◆ Dataset extract:
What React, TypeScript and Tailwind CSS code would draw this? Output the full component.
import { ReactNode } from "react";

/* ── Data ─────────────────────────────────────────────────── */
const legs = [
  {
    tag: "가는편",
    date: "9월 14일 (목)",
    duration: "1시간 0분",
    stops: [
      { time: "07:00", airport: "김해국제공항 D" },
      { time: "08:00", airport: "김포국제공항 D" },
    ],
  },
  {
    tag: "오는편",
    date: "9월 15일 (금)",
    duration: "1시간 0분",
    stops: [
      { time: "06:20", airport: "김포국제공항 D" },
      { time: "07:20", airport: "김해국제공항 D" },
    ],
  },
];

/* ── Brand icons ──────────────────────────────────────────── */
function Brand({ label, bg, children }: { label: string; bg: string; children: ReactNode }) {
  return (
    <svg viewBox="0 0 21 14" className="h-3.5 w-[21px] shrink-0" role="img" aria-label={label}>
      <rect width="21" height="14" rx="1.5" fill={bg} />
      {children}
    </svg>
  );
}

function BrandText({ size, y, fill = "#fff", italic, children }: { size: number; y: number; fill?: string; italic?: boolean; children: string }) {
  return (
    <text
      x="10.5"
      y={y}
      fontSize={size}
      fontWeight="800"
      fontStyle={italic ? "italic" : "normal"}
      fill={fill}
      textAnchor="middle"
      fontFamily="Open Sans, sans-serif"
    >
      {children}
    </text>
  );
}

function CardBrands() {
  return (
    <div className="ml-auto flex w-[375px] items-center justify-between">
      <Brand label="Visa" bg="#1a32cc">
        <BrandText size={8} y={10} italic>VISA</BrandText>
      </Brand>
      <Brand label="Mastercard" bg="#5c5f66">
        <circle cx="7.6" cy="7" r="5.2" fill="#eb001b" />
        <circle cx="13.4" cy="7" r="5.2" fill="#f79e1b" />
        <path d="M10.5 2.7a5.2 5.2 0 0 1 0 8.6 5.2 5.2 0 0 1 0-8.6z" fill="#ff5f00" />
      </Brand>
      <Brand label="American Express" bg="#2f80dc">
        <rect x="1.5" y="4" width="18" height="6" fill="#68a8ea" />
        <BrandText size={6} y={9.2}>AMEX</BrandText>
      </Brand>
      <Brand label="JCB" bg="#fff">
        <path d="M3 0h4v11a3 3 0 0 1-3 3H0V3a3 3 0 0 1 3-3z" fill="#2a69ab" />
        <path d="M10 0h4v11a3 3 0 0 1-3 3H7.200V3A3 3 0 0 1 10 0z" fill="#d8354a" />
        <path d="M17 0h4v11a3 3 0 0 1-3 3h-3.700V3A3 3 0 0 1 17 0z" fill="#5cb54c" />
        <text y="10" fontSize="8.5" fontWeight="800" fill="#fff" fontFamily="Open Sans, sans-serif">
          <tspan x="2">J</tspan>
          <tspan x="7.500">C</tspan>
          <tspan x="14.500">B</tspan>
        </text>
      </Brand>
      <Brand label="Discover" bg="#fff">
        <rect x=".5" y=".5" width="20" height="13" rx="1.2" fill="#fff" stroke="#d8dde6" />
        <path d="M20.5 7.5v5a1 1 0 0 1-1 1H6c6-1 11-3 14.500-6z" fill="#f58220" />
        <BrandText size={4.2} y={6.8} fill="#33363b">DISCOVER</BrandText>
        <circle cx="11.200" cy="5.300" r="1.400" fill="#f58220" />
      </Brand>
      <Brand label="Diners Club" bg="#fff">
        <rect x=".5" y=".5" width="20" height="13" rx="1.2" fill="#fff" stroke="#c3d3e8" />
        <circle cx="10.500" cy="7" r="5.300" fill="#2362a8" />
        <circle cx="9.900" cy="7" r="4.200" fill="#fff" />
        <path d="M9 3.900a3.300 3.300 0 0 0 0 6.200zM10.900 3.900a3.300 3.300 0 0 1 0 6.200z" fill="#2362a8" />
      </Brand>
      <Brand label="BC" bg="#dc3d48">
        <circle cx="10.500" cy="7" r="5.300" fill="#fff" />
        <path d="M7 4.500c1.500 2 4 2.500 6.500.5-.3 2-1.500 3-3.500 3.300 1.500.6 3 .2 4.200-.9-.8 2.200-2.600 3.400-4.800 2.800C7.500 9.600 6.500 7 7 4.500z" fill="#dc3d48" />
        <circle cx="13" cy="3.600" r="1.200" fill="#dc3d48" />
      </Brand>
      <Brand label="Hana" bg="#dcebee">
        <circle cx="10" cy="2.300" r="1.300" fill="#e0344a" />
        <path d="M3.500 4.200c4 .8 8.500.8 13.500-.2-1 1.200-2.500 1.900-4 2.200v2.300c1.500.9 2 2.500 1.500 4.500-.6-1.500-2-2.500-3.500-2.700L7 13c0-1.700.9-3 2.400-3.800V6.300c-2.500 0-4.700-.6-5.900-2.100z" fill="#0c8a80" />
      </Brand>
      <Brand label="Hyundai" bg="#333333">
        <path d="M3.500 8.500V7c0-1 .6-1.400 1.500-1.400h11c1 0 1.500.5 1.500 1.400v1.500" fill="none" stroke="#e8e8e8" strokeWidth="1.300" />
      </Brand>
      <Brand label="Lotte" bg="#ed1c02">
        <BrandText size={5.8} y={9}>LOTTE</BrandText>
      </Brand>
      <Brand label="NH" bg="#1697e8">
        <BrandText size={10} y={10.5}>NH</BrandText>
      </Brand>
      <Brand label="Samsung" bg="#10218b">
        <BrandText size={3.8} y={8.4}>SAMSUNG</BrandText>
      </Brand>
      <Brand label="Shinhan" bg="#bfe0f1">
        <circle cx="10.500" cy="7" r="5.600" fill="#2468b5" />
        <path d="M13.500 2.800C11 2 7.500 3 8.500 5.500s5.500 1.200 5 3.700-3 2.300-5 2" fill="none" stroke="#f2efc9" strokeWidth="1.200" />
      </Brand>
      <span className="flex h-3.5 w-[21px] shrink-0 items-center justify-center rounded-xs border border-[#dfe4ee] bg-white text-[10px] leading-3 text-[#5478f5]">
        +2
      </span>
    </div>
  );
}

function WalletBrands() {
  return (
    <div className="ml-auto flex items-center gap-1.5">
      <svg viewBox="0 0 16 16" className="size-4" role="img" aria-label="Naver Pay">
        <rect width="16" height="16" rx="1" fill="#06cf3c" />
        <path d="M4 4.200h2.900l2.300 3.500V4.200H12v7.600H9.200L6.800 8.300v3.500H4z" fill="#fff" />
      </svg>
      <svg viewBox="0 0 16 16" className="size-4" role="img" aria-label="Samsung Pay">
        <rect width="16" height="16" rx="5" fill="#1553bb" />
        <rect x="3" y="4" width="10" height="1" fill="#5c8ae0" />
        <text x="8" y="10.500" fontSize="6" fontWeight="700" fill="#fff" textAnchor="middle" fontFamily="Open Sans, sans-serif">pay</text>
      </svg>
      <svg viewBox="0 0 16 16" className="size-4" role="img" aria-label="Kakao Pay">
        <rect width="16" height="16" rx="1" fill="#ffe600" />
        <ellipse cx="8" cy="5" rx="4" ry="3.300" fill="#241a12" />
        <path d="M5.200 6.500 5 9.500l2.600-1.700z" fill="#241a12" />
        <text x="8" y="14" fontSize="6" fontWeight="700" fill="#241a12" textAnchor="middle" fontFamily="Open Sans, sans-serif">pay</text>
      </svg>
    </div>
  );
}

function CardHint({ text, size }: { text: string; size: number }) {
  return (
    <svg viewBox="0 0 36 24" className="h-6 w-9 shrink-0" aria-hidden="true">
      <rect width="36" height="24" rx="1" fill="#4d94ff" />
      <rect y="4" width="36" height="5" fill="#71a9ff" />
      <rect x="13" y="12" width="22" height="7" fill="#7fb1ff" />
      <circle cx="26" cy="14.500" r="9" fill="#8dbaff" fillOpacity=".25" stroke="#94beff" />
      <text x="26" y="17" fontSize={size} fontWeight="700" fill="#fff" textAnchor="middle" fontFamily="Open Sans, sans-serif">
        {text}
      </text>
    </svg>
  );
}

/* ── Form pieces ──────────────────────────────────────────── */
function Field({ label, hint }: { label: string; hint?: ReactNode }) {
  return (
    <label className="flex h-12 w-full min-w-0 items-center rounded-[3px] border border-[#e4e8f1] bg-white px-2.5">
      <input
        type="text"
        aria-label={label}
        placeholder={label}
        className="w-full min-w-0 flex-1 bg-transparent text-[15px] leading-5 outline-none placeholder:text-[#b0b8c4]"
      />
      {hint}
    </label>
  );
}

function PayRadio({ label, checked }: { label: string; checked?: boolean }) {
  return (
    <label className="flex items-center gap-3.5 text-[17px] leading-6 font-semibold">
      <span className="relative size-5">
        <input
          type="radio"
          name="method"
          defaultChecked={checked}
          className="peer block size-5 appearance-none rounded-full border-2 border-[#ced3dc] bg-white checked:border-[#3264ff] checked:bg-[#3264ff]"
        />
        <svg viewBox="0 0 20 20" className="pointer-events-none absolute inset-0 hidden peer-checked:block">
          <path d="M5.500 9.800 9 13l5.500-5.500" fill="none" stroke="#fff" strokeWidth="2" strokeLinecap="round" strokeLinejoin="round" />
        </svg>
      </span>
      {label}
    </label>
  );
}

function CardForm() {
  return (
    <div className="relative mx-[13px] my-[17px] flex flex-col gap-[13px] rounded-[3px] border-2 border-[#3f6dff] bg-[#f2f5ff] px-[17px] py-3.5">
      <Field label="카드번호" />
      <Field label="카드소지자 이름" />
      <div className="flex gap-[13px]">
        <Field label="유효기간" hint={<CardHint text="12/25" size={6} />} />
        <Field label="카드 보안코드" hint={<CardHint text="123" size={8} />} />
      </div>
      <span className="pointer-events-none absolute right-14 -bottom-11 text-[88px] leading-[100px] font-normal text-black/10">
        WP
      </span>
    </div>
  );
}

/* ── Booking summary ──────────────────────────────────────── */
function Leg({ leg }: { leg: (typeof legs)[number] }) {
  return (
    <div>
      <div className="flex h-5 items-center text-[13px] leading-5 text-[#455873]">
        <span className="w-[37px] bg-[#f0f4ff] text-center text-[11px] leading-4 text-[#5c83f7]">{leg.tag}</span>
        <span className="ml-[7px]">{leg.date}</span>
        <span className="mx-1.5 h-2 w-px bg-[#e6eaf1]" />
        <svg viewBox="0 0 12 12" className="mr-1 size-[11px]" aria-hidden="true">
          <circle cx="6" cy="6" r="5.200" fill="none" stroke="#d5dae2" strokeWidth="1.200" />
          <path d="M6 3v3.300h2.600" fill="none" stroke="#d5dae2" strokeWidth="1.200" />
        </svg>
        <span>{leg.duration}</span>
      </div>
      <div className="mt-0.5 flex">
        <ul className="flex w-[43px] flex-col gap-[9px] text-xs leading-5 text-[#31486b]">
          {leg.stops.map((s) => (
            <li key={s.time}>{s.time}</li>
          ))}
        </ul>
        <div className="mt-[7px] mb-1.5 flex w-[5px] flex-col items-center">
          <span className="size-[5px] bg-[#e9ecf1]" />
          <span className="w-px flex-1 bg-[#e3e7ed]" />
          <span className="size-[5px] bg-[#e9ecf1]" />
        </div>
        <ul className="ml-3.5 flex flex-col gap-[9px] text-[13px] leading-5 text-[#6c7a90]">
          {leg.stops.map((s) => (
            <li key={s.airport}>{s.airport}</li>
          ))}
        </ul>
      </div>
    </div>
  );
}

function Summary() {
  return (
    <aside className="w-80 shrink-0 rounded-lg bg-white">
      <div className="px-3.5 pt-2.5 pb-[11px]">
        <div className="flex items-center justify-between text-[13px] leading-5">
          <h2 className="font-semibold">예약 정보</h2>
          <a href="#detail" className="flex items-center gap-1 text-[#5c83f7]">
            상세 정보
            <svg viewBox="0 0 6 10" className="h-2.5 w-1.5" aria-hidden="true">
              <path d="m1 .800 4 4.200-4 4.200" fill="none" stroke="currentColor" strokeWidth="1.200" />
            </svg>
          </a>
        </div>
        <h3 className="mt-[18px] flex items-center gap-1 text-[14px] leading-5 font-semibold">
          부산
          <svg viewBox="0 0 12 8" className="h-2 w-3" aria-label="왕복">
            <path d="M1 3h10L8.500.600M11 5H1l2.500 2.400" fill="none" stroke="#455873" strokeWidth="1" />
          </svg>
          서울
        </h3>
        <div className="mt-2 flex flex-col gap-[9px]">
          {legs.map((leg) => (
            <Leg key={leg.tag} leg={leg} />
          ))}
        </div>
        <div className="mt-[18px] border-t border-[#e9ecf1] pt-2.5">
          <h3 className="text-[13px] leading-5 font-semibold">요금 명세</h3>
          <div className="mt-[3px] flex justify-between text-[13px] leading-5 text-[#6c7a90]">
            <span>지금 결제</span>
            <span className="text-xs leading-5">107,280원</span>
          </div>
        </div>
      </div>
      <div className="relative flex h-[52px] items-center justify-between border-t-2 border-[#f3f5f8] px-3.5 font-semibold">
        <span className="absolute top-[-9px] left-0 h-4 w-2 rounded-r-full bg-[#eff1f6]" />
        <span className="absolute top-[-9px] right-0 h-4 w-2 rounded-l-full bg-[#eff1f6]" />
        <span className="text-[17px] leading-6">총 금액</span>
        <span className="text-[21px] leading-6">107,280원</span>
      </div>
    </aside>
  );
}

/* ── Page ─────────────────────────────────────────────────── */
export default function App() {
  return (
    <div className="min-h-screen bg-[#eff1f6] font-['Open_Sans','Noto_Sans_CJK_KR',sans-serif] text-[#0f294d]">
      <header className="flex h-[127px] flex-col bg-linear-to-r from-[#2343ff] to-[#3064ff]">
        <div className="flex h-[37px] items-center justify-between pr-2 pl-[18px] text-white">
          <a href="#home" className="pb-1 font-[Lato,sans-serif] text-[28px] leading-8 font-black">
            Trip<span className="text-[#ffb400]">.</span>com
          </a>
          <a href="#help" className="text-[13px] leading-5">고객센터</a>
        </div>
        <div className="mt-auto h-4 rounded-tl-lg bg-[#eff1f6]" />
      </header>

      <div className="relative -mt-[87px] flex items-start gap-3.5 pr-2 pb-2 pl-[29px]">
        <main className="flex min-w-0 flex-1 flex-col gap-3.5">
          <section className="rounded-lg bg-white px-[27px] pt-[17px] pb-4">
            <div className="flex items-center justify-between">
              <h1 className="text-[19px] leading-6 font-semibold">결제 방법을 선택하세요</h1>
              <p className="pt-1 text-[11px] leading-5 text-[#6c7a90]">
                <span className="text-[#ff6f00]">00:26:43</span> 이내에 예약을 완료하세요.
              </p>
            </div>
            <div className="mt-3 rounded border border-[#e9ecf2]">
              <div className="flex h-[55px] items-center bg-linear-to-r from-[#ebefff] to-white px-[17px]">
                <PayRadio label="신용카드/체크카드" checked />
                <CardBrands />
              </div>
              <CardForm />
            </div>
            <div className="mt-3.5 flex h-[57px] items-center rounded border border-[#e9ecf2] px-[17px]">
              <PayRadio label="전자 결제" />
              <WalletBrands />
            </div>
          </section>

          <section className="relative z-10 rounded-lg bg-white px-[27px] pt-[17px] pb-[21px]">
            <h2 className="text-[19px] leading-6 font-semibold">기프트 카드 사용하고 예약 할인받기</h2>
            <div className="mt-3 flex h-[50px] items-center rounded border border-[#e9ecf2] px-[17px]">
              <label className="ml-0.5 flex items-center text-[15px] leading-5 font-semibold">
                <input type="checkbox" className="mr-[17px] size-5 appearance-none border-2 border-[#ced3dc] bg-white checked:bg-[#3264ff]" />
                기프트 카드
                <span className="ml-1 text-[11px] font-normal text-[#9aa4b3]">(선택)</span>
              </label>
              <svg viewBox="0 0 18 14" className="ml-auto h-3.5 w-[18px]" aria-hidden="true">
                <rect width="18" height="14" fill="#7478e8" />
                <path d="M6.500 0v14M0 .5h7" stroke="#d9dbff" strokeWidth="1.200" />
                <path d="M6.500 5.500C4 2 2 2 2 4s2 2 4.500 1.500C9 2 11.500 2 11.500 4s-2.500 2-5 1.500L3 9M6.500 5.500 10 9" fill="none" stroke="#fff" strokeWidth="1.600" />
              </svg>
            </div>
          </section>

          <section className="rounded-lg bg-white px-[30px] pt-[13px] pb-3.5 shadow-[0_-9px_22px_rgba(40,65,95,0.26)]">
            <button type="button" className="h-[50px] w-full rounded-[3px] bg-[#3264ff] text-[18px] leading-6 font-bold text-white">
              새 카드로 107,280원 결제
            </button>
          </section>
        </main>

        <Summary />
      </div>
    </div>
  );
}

◆ Directive: Your task is to pick out every line with the string "full" and copy it.

◆ Problem solution:
What React, TypeScript and Tailwind CSS code would draw this? Output the full component.
    <label className="flex h-12 w-full min-w-0 items-center rounded-[3px] border border-[#e4e8f1] bg-white px-2.5">
        className="w-full min-w-0 flex-1 bg-transparent text-[15px] leading-5 outline-none placeholder:text-[#b0b8c4]"
          className="peer block size-5 appearance-none rounded-full border-2 border-[#ced3dc] bg-white checked:border-[#3264ff] checked:bg-[#3264ff]"
        <span className="absolute top-[-9px] left-0 h-4 w-2 rounded-r-full bg-[#eff1f6]" />
        <span className="absolute top-[-9px] right-0 h-4 w-2 rounded-l-full bg-[#eff1f6]" />
            <button type="button" className="h-[50px] w-full rounded-[3px] bg-[#3264ff] text-[18px] leading-6 font-bold text-white">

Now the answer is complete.